Rhonda Byrne is an Australian author and television producer whose book The Secret popularized the law of attraction and became one of the bestselling self-help books ever published.
The Secret, published in 2006 and accompanied by a documentary film, became a global sensation, selling tens of millions of copies and introducing a mass audience to the concept of the law of attraction — the idea that positive thoughts attract positive outcomes and that you can manifest wealth, health, and happiness through focused intention. Rhonda Byrne presents these ideas with evangelical confidence, drawing loosely on New Thought traditions that date back to the nineteenth century and presenting them as if they were newly discovered universal laws.
The book is easy to read and emotionally appealing, and there is genuine value in the emphasis on optimism, gratitude, and directing your attention toward what you want rather than what you fear. For readers going through difficult times, those elements can be genuinely helpful. However, The Secret has attracted substantial and well-founded criticism from psychologists, physicians, and ethicists.
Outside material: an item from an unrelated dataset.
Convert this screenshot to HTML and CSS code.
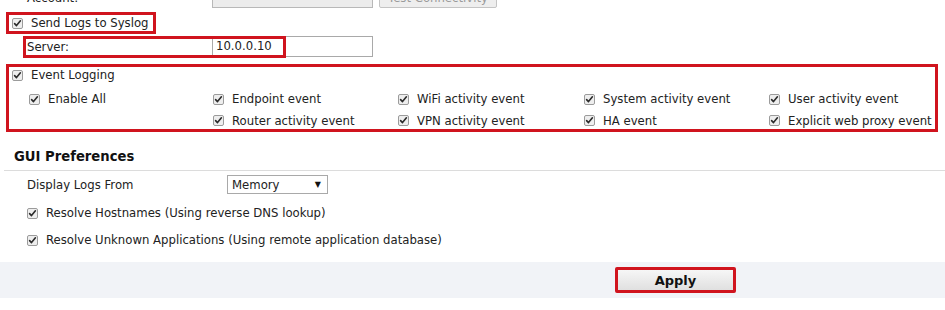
FILE: index.html
```html
<!DOCTYPE html>
<html lang="en">
<head>
    <meta charset="UTF-8">
    <title>Log Settings</title>
    <link rel="stylesheet" href="styles.css">
</head>
<body>
    <div class="page">
        <div class="form-row top-row">
            <span class="field-label">Account:</span>
            <span class="text-input disabled"></span>
            <button class="plain-button" disabled>Test Connectivity</button>
        </div>

        <div class="mark syslog-toggle">
            <span class="cb"><svg viewBox="0 0 11 11"><rect x="0.5" y="0.5" width="10" height="10" rx="1.5"/><path d="M2.6 5.6 L4.5 7.6 L8.4 2.8"/></svg></span>
            <span>Send Logs to Syslog</span>
        </div>

        <div class="form-row server-row">
            <span class="field-label">Server:</span>
            <span class="text-input">10.0.0.10</span>
            <span class="mark-overlay server-mark"></span>
        </div>

        <div class="mark event-box">
            <div class="check-item event-head">
                <span class="cb"><svg viewBox="0 0 11 11"><rect x="0.5" y="0.5" width="10" height="10" rx="1.5"/><path d="M2.6 5.6 L4.5 7.6 L8.4 2.8"/></svg></span>
                <span>Event Logging</span>
            </div>
            <div class="event-grid">
                <div class="check-item"><span class="cb"><svg viewBox="0 0 11 11"><rect x="0.5" y="0.5" width="10" height="10" rx="1.5"/><path d="M2.6 5.6 L4.5 7.6 L8.4 2.8"/></svg></span>Enable All</div>
                <div class="check-item"><span class="cb"><svg viewBox="0 0 11 11"><rect x="0.5" y="0.5" width="10" height="10" rx="1.5"/><path d="M2.6 5.6 L4.5 7.6 L8.4 2.8"/></svg></span>Endpoint event</div>
                <div class="check-item"><span class="cb"><svg viewBox="0 0 11 11"><rect x="0.5" y="0.5" width="10" height="10" rx="1.5"/><path d="M2.6 5.6 L4.5 7.6 L8.4 2.8"/></svg></span>WiFi activity event</div>
                <div class="check-item"><span class="cb"><svg viewBox="0 0 11 11"><rect x="0.5" y="0.5" width="10" height="10" rx="1.5"/><path d="M2.6 5.6 L4.5 7.6 L8.4 2.8"/></svg></span>System activity event</div>
                <div class="check-item"><span class="cb"><svg viewBox="0 0 11 11"><rect x="0.5" y="0.5" width="10" height="10" rx="1.5"/><path d="M2.6 5.6 L4.5 7.6 L8.4 2.8"/></svg></span>User activity event</div>

                <div></div>
                <div class="check-item"><span class="cb"><svg viewBox="0 0 11 11"><rect x="0.5" y="0.5" width="10" height="10" rx="1.5"/><path d="M2.6 5.6 L4.5 7.6 L8.4 2.8"/></svg></span>Router activity event</div>
                <div class="check-item"><span class="cb"><svg viewBox="0 0 11 11"><rect x="0.5" y="0.5" width="10" height="10" rx="1.5"/><path d="M2.6 5.6 L4.5 7.6 L8.4 2.8"/></svg></span>VPN activity event</div>
                <div class="check-item"><span class="cb"><svg viewBox="0 0 11 11"><rect x="0.5" y="0.5" width="10" height="10" rx="1.5"/><path d="M2.6 5.6 L4.5 7.6 L8.4 2.8"/></svg></span>HA event</div>
                <div class="check-item"><span class="cb"><svg viewBox="0 0 11 11"><rect x="0.5" y="0.5" width="10" height="10" rx="1.5"/><path d="M2.6 5.6 L4.5 7.6 L8.4 2.8"/></svg></span>Explicit web proxy event</div>
            </div>
        </div>

        <h2 class="section-title">GUI Preferences</h2>

        <div class="form-row display-row">
            <span class="field-label">Display Logs From</span>
            <span class="select-box">Memory<span class="select-arrow">&#9660;</span></span>
        </div>

        <div class="check-item pref-item">
            <span class="cb"><svg viewBox="0 0 11 11"><rect x="0.5" y="0.5" width="10" height="10" rx="1.5"/><path d="M2.6 5.6 L4.5 7.6 L8.4 2.8"/></svg></span>
            <span>Resolve Hostnames (Using reverse DNS lookup)</span>
        </div>
        <div class="check-item pref-item">
            <span class="cb"><svg viewBox="0 0 11 11"><rect x="0.5" y="0.5" width="10" height="10" rx="1.5"/><path d="M2.6 5.6 L4.5 7.6 L8.4 2.8"/></svg></span>
            <span>Resolve Unknown Applications (Using remote application database)</span>
        </div>

        <div class="footer-bar">
            <button class="apply-button">Apply</button>
        </div>
    </div>
</body>
</html>
```

FILE: styles.css
```css
:root {
    --mark-red: #d0141e;
    --text: #222222;
    --border: #a9a9a9;
}

body {
    margin: 0;
    padding: 0;
    background: #ffffff;
    color: var(--text);
    font-family: "DejaVu Sans", Verdana, sans-serif;
    font-size: 11.7px;
    overflow: hidden;
}

.page {
    width: 945px;
    height: 310px;
    overflow: hidden;
}

.form-row {
    display: flex;
    align-items: center;
    position: relative;
}

.field-label {
    width: 212px;
    box-sizing: border-box;
    padding-left: 27px;
    flex: none;
}

.top-row {
    height: 21px;
    margin-top: -13px;
}

.text-input {
    width: 161px;
    height: 21px;
    box-sizing: border-box;
    border: 1px solid var(--border);
    background: #ffffff;
    padding: 2px 3px;
    line-height: 15px;
}

.text-input.disabled {
    background: #ececec;
    border-color: #b8b8b8;
}

.plain-button {
    margin-left: 6px;
    width: 118px;
    height: 21px;
    border: 1px solid #c4c4c4;
    border-radius: 2px;
    background: #eeeeee;
    color: #9a9a9a;
    font-family: inherit;
    font-size: 11.7px;
    line-height: 12px;
    padding: 0;
}

.mark {
    border: 3px solid var(--mark-red);
}

.syslog-toggle {
    display: inline-flex;
    align-items: center;
    margin: 4px 0 0 6px;
    height: 16px;
    padding: 0 4px 0 3px;
    gap: 8px;
}

.server-row {
    height: 21px;
    margin-top: 2px;
}

.server-row .field-label {
    padding-left: 4px;
    margin-left: 23px;
    width: 189px;
}

.mark-overlay {
    position: absolute;
    border: 3px solid var(--mark-red);
    pointer-events: none;
}

.server-mark {
    left: 23px;
    top: 0;
    width: 257px;
    height: 16px;
}

.cb {
    width: 11px;
    height: 11px;
    flex: none;
    display: inline-block;
}

.cb svg {
    display: block;
    width: 11px;
    height: 11px;
}

.cb rect {
    fill: #eeeeee;
    stroke: #9b9b9b;
    stroke-width: 1;
}

.cb path {
    fill: none;
    stroke: #2b2b2b;
    stroke-width: 1.6;
    stroke-linecap: round;
    stroke-linejoin: round;
}

.check-item {
    display: flex;
    align-items: center;
    gap: 8px;
}

.event-box {
    margin: 7px 7px 0 6px;
    height: 62px;
    padding: 0 0 0 3px;
}

.event-head {
    height: 16px;
}

.event-grid {
    display: grid;
    grid-template-columns: 184px 185px 186px 185px auto;
    grid-template-rows: 22px 21px;
    margin-top: 5px;
    padding-left: 17px;
}

.section-title {
    margin: 16px 0 0 4px;
    padding: 0 0 4px 10px;
    font-size: 13.2px;
    font-weight: bold;
    color: #111111;
    line-height: 18px;
    border-bottom: 1px solid #dcdcdc;
}

.display-row {
    height: 19px;
    margin-top: 4px;
}

.display-row .field-label {
    width: 227px;
}

.select-box {
    width: 101px;
    height: 19px;
    box-sizing: border-box;
    border: 1px solid var(--border);
    display: flex;
    align-items: center;
    justify-content: space-between;
    padding: 0 6px 0 4px;
}

.select-arrow {
    font-size: 8px;
    color: #111111;
}

.pref-item {
    padding-left: 27px;
    height: 18px;
    margin-top: 10px;
}

.pref-item + .pref-item {
    margin-top: 9px;
}

.footer-bar {
    margin-top: 13px;
    height: 36px;
    box-sizing: border-box;
    background: #f1f3f7;
    padding: 5px 0 0 615px;
}

.apply-button {
    width: 121px;
    height: 26px;
    border: 3px solid var(--mark-red);
    border-radius: 2px;
    background: linear-gradient(#f6f6f6, #e0e0e0);
    font-family: inherit;
    font-size: 13px;
    font-weight: bold;
    color: #111111;
    padding: 0;
}
```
The claim that illness, poverty, and misfortune are caused by negative thinking is not only scientifically unfounded but can be actively harmful, suggesting that victims of disease or disaster are somehow responsible for their own suffering.
The Secret works best as a mood-lifter with modest expectations. Treated as a literal guide to how reality functions, it is misleading. Readers who find its ideas appealing would be better served by evidence-based writing on positive psychology, such as the work of Martin Seligman.